Prezydent Daniel Beger nagrał krótki filmik, w którym informuje, że pomimo urlopu "nie jest głuchy na to, co dzieje się w mieście". Zapowiedział także, że ładuje baterie, by być gotowym do kontynuowania obranego przez siebie w 2018 roku planu.
- Pozdrawiam wszystkich spod słowackich Tatr. To tutaj spędzam wakacje z rodziną i to tutaj ładuje baterie, które będą potrzebne do tego, żeby kontynuować prace, które obrałem 14 miesięcy temu. Oczywiście spędzając tutaj czas, nie jestem głuchy na to, co dzieje się w mieście. Patrząc na dzisiejsze wydarzenia, powiem tylko tyle: szanuje prawa demokracji i będę reagował zgodnie z prawem. Natomiast jestem też przekonany, że większość z Was widzi właściwy kierunek, jaki obraliśmy w listopadzie 2018 roku. [...] My wszyscy będziemy gotowi do tego, żeby realizować ten plan, obrany przeze mnie w 2018 roku - mówił prezydent Beger.

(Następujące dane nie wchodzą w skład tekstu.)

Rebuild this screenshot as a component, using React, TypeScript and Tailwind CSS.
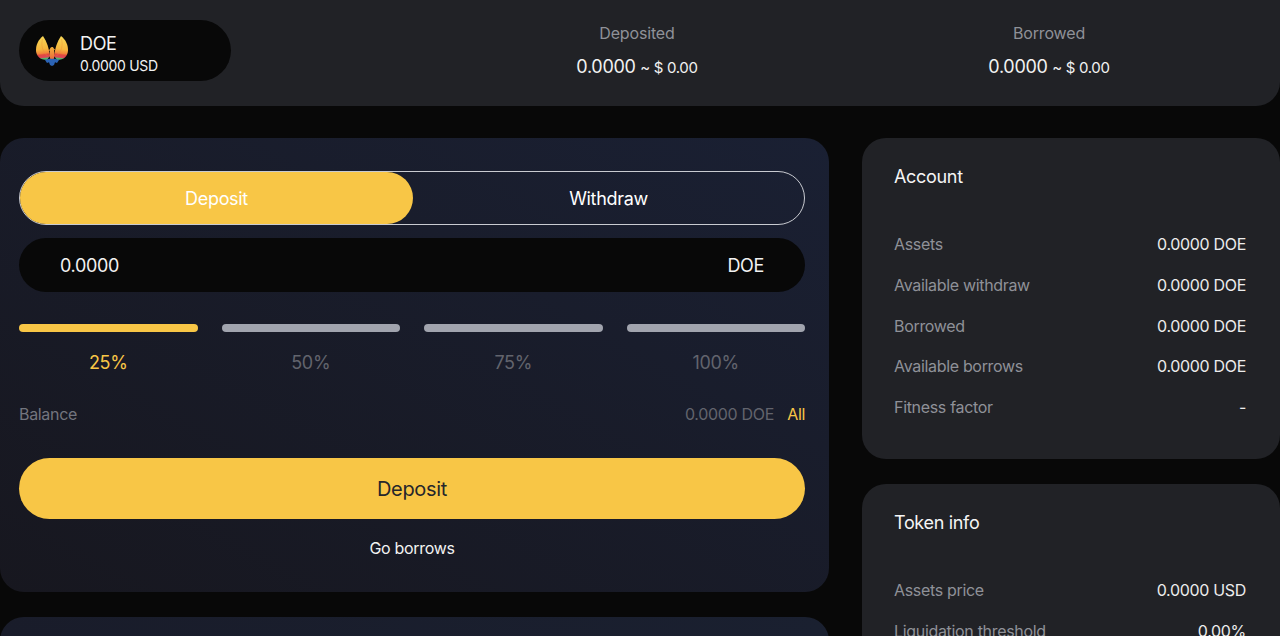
import React from "react";

const percents = ["25%", "50%", "75%", "100%"];

const accountRows = [
  ["Assets", "0.0000 DOE"],
  ["Available withdraw", "0.0000 DOE"],
  ["Borrowed", "0.0000 DOE"],
  ["Available borrows", "0.0000 DOE"],
  ["Fitness factor", "-"],
];

const tokenRows = [
  ["Assets price", "0.0000 USD"],
  ["Liquidation threshold", "0.00%"],
];

function Logo() {
  return (
    <svg width="32" height="30" viewBox="0 0 32 30" className="shrink-0">
      <defs>
        <linearGradient id="wing-l" gradientUnits="userSpaceOnUse" x1="6" y1="0" x2="9" y2="26">
          <stop offset="0" stopColor="#f8d957" />
          <stop offset="0.5" stopColor="#f6b63e" />
          <stop offset="0.66" stopColor="#f0853a" />
          <stop offset="0.72" stopColor="#e2473f" />
          <stop offset="0.82" stopColor="#d9485a" />
          <stop offset="0.86" stopColor="#58b368" />
          <stop offset="1" stopColor="#2f9f9c" />
        </linearGradient>
        <linearGradient id="wing-r" gradientUnits="userSpaceOnUse" x1="26" y1="0" x2="23" y2="26">
          <stop offset="0" stopColor="#f8d957" />
          <stop offset="0.5" stopColor="#f6b63e" />
          <stop offset="0.66" stopColor="#f0853a" />
          <stop offset="0.72" stopColor="#e2473f" />
          <stop offset="0.82" stopColor="#d9485a" />
          <stop offset="0.86" stopColor="#58b368" />
          <stop offset="1" stopColor="#2f9f9c" />
        </linearGradient>
        <linearGradient id="body" x1="0" y1="0" x2="0" y2="1">
          <stop offset="0" stopColor="#f5b23c" />
          <stop offset="1" stopColor="#e8643a" />
        </linearGradient>
      </defs>
      <path d="M7 0 C2 4 0 9 0 14 C0 20 4 24 11 24 L14 20 C13.500 16 12.500 12 11.500 9 C10.500 6 9 3 7 0 Z" fill="url(#wing-l)" />
      <path d="M25 0 C30 4 32 9 32 14 C32 20 28 24 21 24 L18 20 C18.500 16 19.500 12 20.500 9 C21.500 6 23 3 25 0 Z" fill="url(#wing-r)" />
      <path d="M6.500 3 C5 9 6 15 11.500 20" stroke="#e8913a" strokeWidth="0.6" fill="none" opacity="0.7" />
      <path d="M25.500 3 C27 9 26 15 20.500 20" stroke="#e8913a" strokeWidth="0.6" fill="none" opacity="0.7" />
      <path d="M16 11 C14.800 11 14 12 14 13 L12.500 14.500 L14 14.800 L13.500 20 L14.500 24 L17.500 24 L18.500 20 L18 14.500 L19 13.500 L17.800 12.500 C17.700 11.600 17 11 16 11 Z" fill="url(#body)" />
      <path d="M9 24 L13 22.800 L19 22.800 L23 24 L21 27 L19 26.200 L18 29 L16 30 L14 29 L13 26.200 L11 27 Z" fill="#2b63b5" />
    </svg>
  );
}

function StatBlock({ label, value, usd }: { label: string; value: string; usd: string }) {
  return (
    <div className="flex flex-col items-center">
      <span className="text-[16px] leading-[24px] tracking-[-0.01em] text-[#8f9198]">{label}</span>
      <span className="mt-[10px] text-[18px] leading-[24px] text-[#f2f2f2]">
        {value} <span className="text-[15px]">~ $ {usd}</span>
      </span>
    </div>
  );
}

function InfoCard({ title, rows, className }: { title: string; rows: string[][]; className: string }) {
  return (
    <div className={`rounded-[24px] bg-[#212226] pl-[32px] pr-[34px] pt-[26px] ${className}`}>
      <h2 className="text-[18px] leading-[26px] font-normal text-[#f5f5f5]">{title}</h2>
      <div className="mt-[42px] flex flex-col gap-[16.75px]">
        {rows.map(([label, value]) => (
          <div key={label} className="flex items-center justify-between text-[16px] leading-[24px]">
            <span className="text-[#8f9198]">{label}</span>
            <span className="text-[#ececec]">{value}</span>
          </div>
        ))}
      </div>
    </div>
  );
}

export default function App() {
  return (
    <div className="h-screen overflow-hidden bg-[#080808] font-['Inter',sans-serif] tracking-[-0.02em]">
      {/* Top bar */}
      <div className="grid h-[106px] grid-cols-[412px_412px_412px] items-start rounded-b-[24px] bg-[#212226] pl-[19px]">
        <div className="mt-[20px] flex h-[61px] w-[212px] items-center gap-[12px] rounded-full bg-[#080808] pl-[17px]">
          <Logo />
          <div className="flex flex-col pt-[6px]">
            <span className="text-[18px] leading-[24px] text-[#f2f2f2]">DOE</span>
            <span className="text-[14px] leading-[20px] text-[#f2f2f2]">0.0000 USD</span>
          </div>
        </div>
        <div className="mt-[21px]">
          <StatBlock label="Deposited" value="0.0000" usd="0.00" />
        </div>
        <div className="mt-[21px]">
          <StatBlock label="Borrowed" value="0.0000" usd="0.00" />
        </div>
      </div>

      <div className="mt-[32px] grid grid-cols-[829px_418px] gap-x-[33px]">
        {/* Left column */}
        <div className="flex flex-col gap-[25px]">
          <div className="h-[454px] rounded-[24px] bg-gradient-to-tr from-[#17171f] to-[#1a2033] pt-[33px] pl-[19px] pr-[24px]">
            <div className="flex h-[54px] rounded-full border border-[#c9cbd1] text-[18px]">
              <button className="w-[393px] rounded-full bg-[#f8c646] text-white">Deposit</button>
              <button className="flex-1 text-white">Withdraw</button>
            </div>

            <div className="mt-[13px] flex h-[54px] items-center justify-between rounded-full bg-[#080808] px-[41px] text-[18px] text-[#f2f2f2]">
              <span>0.0000</span>
              <span>DOE</span>
            </div>

            <div className="mt-[32px] grid grid-cols-4 gap-x-[24px]">
              {percents.map((p, i) => (
                <div key={p} className="flex flex-col items-center">
                  <div className={`h-[8px] w-full rounded-full ${i === 0 ? "bg-[#f8c646]" : "bg-[#a1a4ae]"}`} />
                  <span className={`mt-[19px] text-[18px] leading-[24px] ${i === 0 ? "text-[#f8c646]" : "text-[#62646d]"}`}>{p}</span>
                </div>
              ))}
            </div>

            <div className="mt-[27px] flex items-center justify-between text-[16px] leading-[24px]">
              <span className="text-[#73757e]">Balance</span>
              <span className="text-[#62646d]">
                0.0000 DOE <span className="ml-[9px] text-[#f8c646]">All</span>
              </span>
            </div>

            <button className="mt-[32px] h-[61px] w-full rounded-full bg-[#f8c646] text-[20px] text-[#26262b]">Deposit</button>

            <div className="mt-[17px] text-center text-[16px] leading-[24px] text-[#f2f2f2]">Go borrows</div>
          </div>

          <div className="h-[200px] rounded-[24px] bg-gradient-to-r from-[#191c2a] to-[#1a2030]" />
        </div>

        {/* Right column */}
        <div className="flex flex-col gap-[25px]">
          <InfoCard title="Account" rows={accountRows} className="h-[321px]" />
          <InfoCard title="Token info" rows={tokenRows} className="h-[300px]" />
        </div>
      </div>
    </div>
  );
}
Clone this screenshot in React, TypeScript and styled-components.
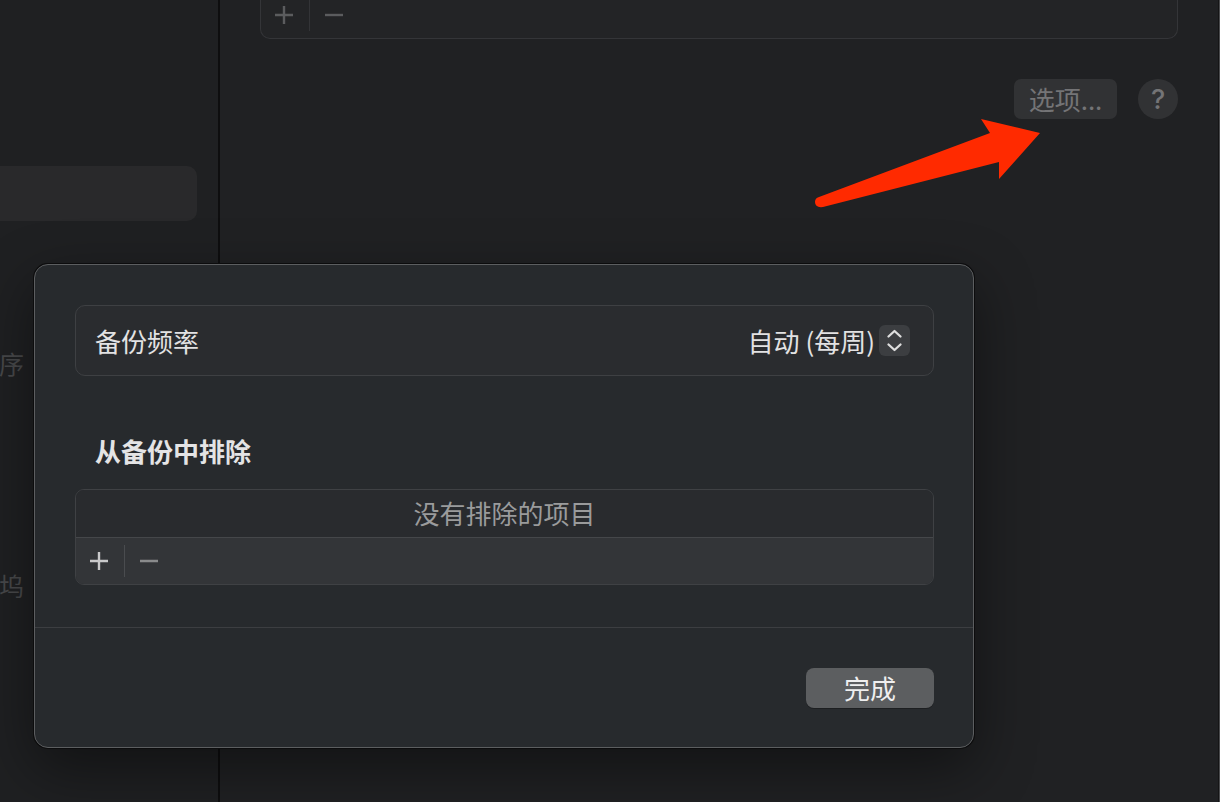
import React from "react";
import styled, { createGlobalStyle } from "styled-components";

const Global = createGlobalStyle`
  html, body { margin: 0; padding: 0; background: #1c1d1f; }
  body { font-family: "Noto Sans CJK SC", "Noto Sans", sans-serif; -webkit-font-smoothing: antialiased; }
  * { box-sizing: border-box; }
`;

const Window = styled.div`
  position: relative;
  width: 1220px;
  height: 802px;
  display: flex;
  overflow: hidden;
  background: #202123;
`;

const Sidebar = styled.div`
  width: 220px;
  flex: none;
  display: flex;
  flex-direction: column;
  padding-top: 166px;
  background: #1f2022;
  border-right: 2px solid #0e0e0f;
`;

const SelectedRow = styled.div`
  margin-left: -14px;
  width: 211px;
  height: 55px;
  border-radius: 10px;
  background: #29292b;
`;

const SideLabel = styled.div<{ $top: number }>`
  margin-top: ${(p) => p.$top}px;
  margin-left: -1px;
  height: 36px;
  white-space: nowrap;
  font-size: 25px;
  line-height: 36px;
  color: #48494b;
`;

const Main = styled.div`
  flex: 1;
  display: flex;
  flex-direction: column;
  padding: 0 41px 0 40px;
  border-right: 1px solid #4a4b4d;
  box-shadow: inset -1px 0 0 #151516;
`;

const TopCard = styled.div`
  height: 39px;
  border: 1px solid #343538;
  border-top: none;
  border-radius: 0 0 10px 10px;
  background: #232426;
  display: flex;
  align-items: flex-start;
  padding-left: 6px;
`;

const BarButton = styled.div<{ $color: string }>`
  width: 34px;
  height: 30px;
  display: flex;
  align-items: center;
  justify-content: center;
  color: ${(p) => p.$color};
`;

const BarDivider = styled.div<{ $h: number; $color: string }>`
  width: 1px;
  height: ${(p) => p.$h}px;
  background: ${(p) => p.$color};
  margin: 0 7px 0 8px;
`;

const OptionsRow = styled.div`
  margin-top: 40px;
  display: flex;
  justify-content: flex-end;
  align-items: center;
  gap: 21px;
`;

const OptionsButton = styled.div`
  width: 103px;
  height: 40px;
  border-radius: 7px;
  background: #313234;
  color: #747476;
  font-size: 26px;
  line-height: 40px;
  display: flex;
  align-items: center;
  justify-content: center;
  padding-bottom: 1px;
`;

const HelpButton = styled.div`
  width: 40px;
  height: 40px;
  border-radius: 50%;
  background: #313234;
  color: #747476;
  font-family: "Inter", "Liberation Sans", sans-serif;
  font-size: 27px;
  font-weight: 500;
  display: flex;
  align-items: center;
  justify-content: center;
`;

const ArrowLayer = styled.svg`
  position: absolute;
  left: 0;
  top: 0;
  pointer-events: none;
`;

const Dialog = styled.div`
  position: absolute;
  left: 34px;
  top: 264px;
  width: 940px;
  height: 484px;
  border-radius: 14px;
  background: #272a2d;
  border: 1px solid #5c5e60;
  box-shadow: 0 0 0 1px #0c0c0d, 0 20px 60px rgba(0, 0, 0, 0.45);
  display: flex;
  flex-direction: column;
`;

const Body = styled.div`
  padding: 40px 39px 0 40px;
  display: flex;
  flex-direction: column;
`;

const FreqCard = styled.div`
  height: 71px;
  border: 1px solid #3e4043;
  border-radius: 10px;
  background: #2a2c2f;
  display: flex;
  align-items: center;
  justify-content: space-between;
  padding: 0 23px 0 19px;
`;

const Label = styled.span`
  font-size: 26px;
  line-height: 36px;
  color: #e2e2e3;
  white-space: pre;
`;

const PopupValue = styled.div`
  display: flex;
  align-items: center;
  gap: 4px;
`;

const Stepper = styled.div`
  width: 31px;
  height: 31px;
  border-radius: 6px;
  background: #3c3e41;
  display: flex;
  align-items: center;
  justify-content: center;
`;

const Heading = styled.div`
  margin-top: 57px;
  padding-left: 20px;
  font-size: 26px;
  line-height: 36px;
  font-weight: 700;
  color: #e4e4e5;
`;

const Table = styled.div`
  margin-top: 20px;
  border: 1px solid #3f4144;
  border-radius: 9px;
  overflow: hidden;
  display: flex;
  flex-direction: column;
`;

const EmptyRow = styled.div`
  height: 48px;
  display: flex;
  align-items: center;
  justify-content: center;
  font-size: 26px;
  color: #9a9b9c;
  background: #292b2e;
  border-bottom: 1px solid #45474a;
  padding-bottom: 3px;
`;

const TableBar = styled.div`
  height: 46px;
  background: #333538;
  display: flex;
  align-items: center;
  padding-left: 6px;
`;

const FooterLine = styled.div`
  margin-top: 42px;
  height: 1px;
  background: #3c3e41;
`;

const Footer = styled.div`
  display: flex;
  justify-content: flex-end;
  padding: 40px 39px 0 0;
`;

const DoneButton = styled.div`
  width: 128px;
  height: 40px;
  border-radius: 8px;
  background: #5c5e60;
  box-shadow: 0 1px 0 rgba(0, 0, 0, 0.25);
  color: #efefef;
  font-size: 26px;
  line-height: 40px;
  display: flex;
  align-items: center;
  justify-content: center;
  padding-bottom: 1px;
`;

const PlusIcon = ({ color }: { color: string }) => (
  <svg width="20" height="20" viewBox="0 0 20 20">
    <path d="M10 1v18M1 10h18" stroke={color} strokeWidth="2.4" fill="none" />
  </svg>
);

const MinusIcon = ({ color }: { color: string }) => (
  <svg width="20" height="20" viewBox="0 0 20 20">
    <path d="M1 10h18" stroke={color} strokeWidth="2.4" fill="none" />
  </svg>
);

const Chevrons = () => (
  <svg width="31" height="31" viewBox="0 0 31 31">
    <path
      d="M9.5 11.5L15.5 6L21.5 11.5M9.5 19.5L15.5 25L21.5 19.5"
      stroke="#dedede"
      strokeWidth="2.3"
      strokeLinecap="round"
      strokeLinejoin="round"
      fill="none"
    />
  </svg>
);

export default function App() {
  return (
    <>
      <Global />
      <Window>
        <Sidebar>
          <SelectedRow />
          <SideLabel $top={124}>序</SideLabel>
          <SideLabel $top={186}>坞</SideLabel>
        </Sidebar>
        <Main>
          <TopCard>
            <BarButton $color="#5b5c5e">
              <PlusIcon color="#5b5c5e" />
            </BarButton>
            <BarDivider $h={31} $color="#333437" />
            <BarButton $color="#5b5c5e">
              <MinusIcon color="#5b5c5e" />
            </BarButton>
          </TopCard>
          <OptionsRow>
            <OptionsButton>选项...</OptionsButton>
            <HelpButton>?</HelpButton>
          </OptionsRow>
        </Main>

        <ArrowLayer width="1220" height="802" viewBox="0 0 1220 802">
          <path
            d="M819 197 L990 133 L981 119 L1040 133 L999 179 L999 162 L823 207 Q815 208 815 202 Q815 198 819 197 Z"
            fill="#ff2a00"
          />
        </ArrowLayer>

        <Dialog>
          <Body>
            <FreqCard>
              <Label>备份频率</Label>
              <PopupValue>
                <Label>{"自动 (每周)"}</Label>
                <Stepper>
                  <Chevrons />
                </Stepper>
              </PopupValue>
            </FreqCard>
            <Heading>从备份中排除</Heading>
            <Table>
              <EmptyRow>没有排除的项目</EmptyRow>
              <TableBar>
                <BarButton $color="#c9c9ca">
                  <PlusIcon color="#c9c9ca" />
                </BarButton>
                <BarDivider $h={32} $color="#4a4c4f" />
                <BarButton $color="#8a8b8c">
                  <MinusIcon color="#8a8b8c" />
                </BarButton>
              </TableBar>
            </Table>
          </Body>
          <FooterLine />
          <Footer>
            <DoneButton>完成</DoneButton>
          </Footer>
        </Dialog>
      </Window>
    </>
  );
}
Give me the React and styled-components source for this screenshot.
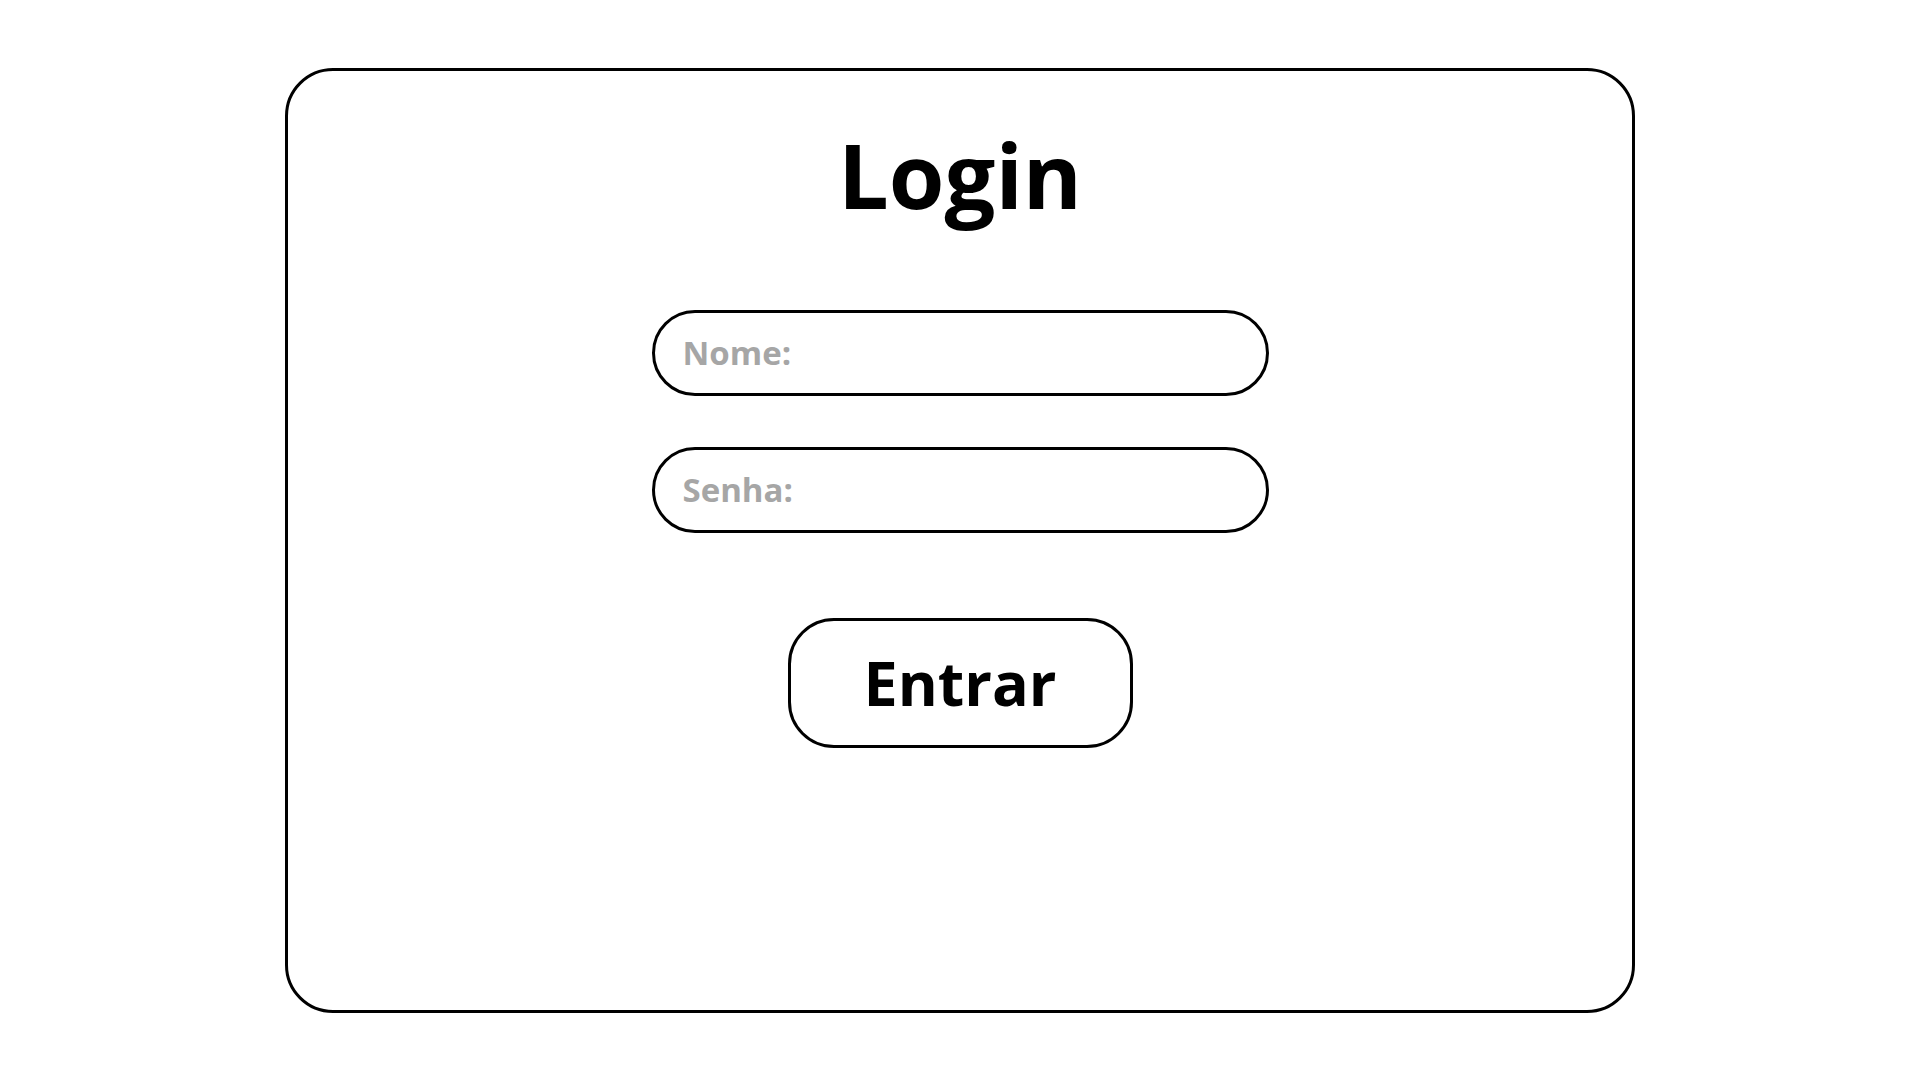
import React from "react";
import styled, { createGlobalStyle } from "styled-components";

const Global = createGlobalStyle`
  html, body { margin: 0; padding: 0; background: #ffffff; }
  * { box-sizing: border-box; }
  body { font-family: "Open Sans", "Noto Sans", sans-serif; }
`;

const Page = styled.div`
  width: 100vw;
  height: 100vh;
  display: flex;
  align-items: center;
  justify-content: center;
`;

const Card = styled.form`
  width: 1350px;
  height: 945px;
  border: 3px solid #000;
  border-radius: 48px;
  background: #fff;
  display: flex;
  flex-direction: column;
  align-items: center;
  padding-top: 42px;
`;

const Title = styled.h1`
  margin: 0 0 75px;
  font-family: "Open Sans", sans-serif;
  font-weight: 700;
  font-size: 90px;
  line-height: normal;
  color: #000;
`;

const Field = styled.input`
  width: 617px;
  height: 86px;
  border: 3px solid #000;
  border-radius: 43px;
  padding: 0 28px;
  margin-bottom: ${(p) => p.$gap}px;
  font-family: "Open Sans", sans-serif;
  font-weight: 700;
  font-size: 33px;
  color: #000;
  background: #fff;
  outline: none;
  &::placeholder { color: #a6a6a6; opacity: 1; }
`;

const Button = styled.button`
  width: 345px;
  height: 130px;
  border: 3px solid #000;
  border-radius: 46px;
  background: #fff;
  font-family: "Open Sans", sans-serif;
  font-weight: 700;
  font-size: 61px;
  color: #000;
  cursor: pointer;
  padding: 0;
`;

export default function App() {
  return (
    <Page>
      <Global />
      <Card onSubmit={(e) => e.preventDefault()}>
        <Title>Login</Title>
        <Field type="text" placeholder="Nome:" $gap={51} />
        <Field type="password" placeholder="Senha:" $gap={85} />
        <Button type="submit">Entrar</Button>
      </Card>
    </Page>
  );
}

Referendum w sprawie odwołania prezydenta Daniela Begera
W ubiegły piątek 6 mieszkanek Świętochłowic złożyło w Urzędzie Miasta Świętochłowice powiadomienie o zamiarze wystąpienia z inicjatywą przeprowadzenia referendum w sprawie odwołania prezydenta Daniela Begera. Kobiety zarzucają prezydentowi m.in. "kolesiostwo", odstraszanie inwestorów i brak płynności finansowej miasta. Pod wnioskiem podpisały się: Beata Łukasiak, Katarzyna Posmik, Aneta Solich, Dorota Chojnacka, Teresa Stondzik oraz Wioletta Czernecka.
Inicjatorzy referendum zarzucają prezydentowi także m.in. brak płynności finansowej miasta, złą sytuację finansową szpitala powiatowego, bak dialogu z nauczycielami i odstraszanie potencjalnych inwestorów.
- Chodzi przede wszystkim o firmę Panattoni, która chciała stworzyć 500 miejsc pracy w Świętochłowicach, a dodatkowo 400 mln zł zasilałoby budżet gminy. Jeżeli nasze miasto stać na takie pomyłki, to ja nie widzę w Świętochłowicach miejsca w dla prezydenta Daniela Begera – mówiła w piątek Beata Łukasiak.
Gmina ma 14 dni na przekazanie grupie inicjatywnej informacji dotyczącej liczby wyborców, co związane jest z wymaganą liczbą podpisów pod wnioskiem o referendum oraz liczbą osób, które muszą wziąć udział w referendum, aby było ono ważne. Grupa inicjatywna ma 60 dni na zebranie podpisów pod wnioskiem o referendum.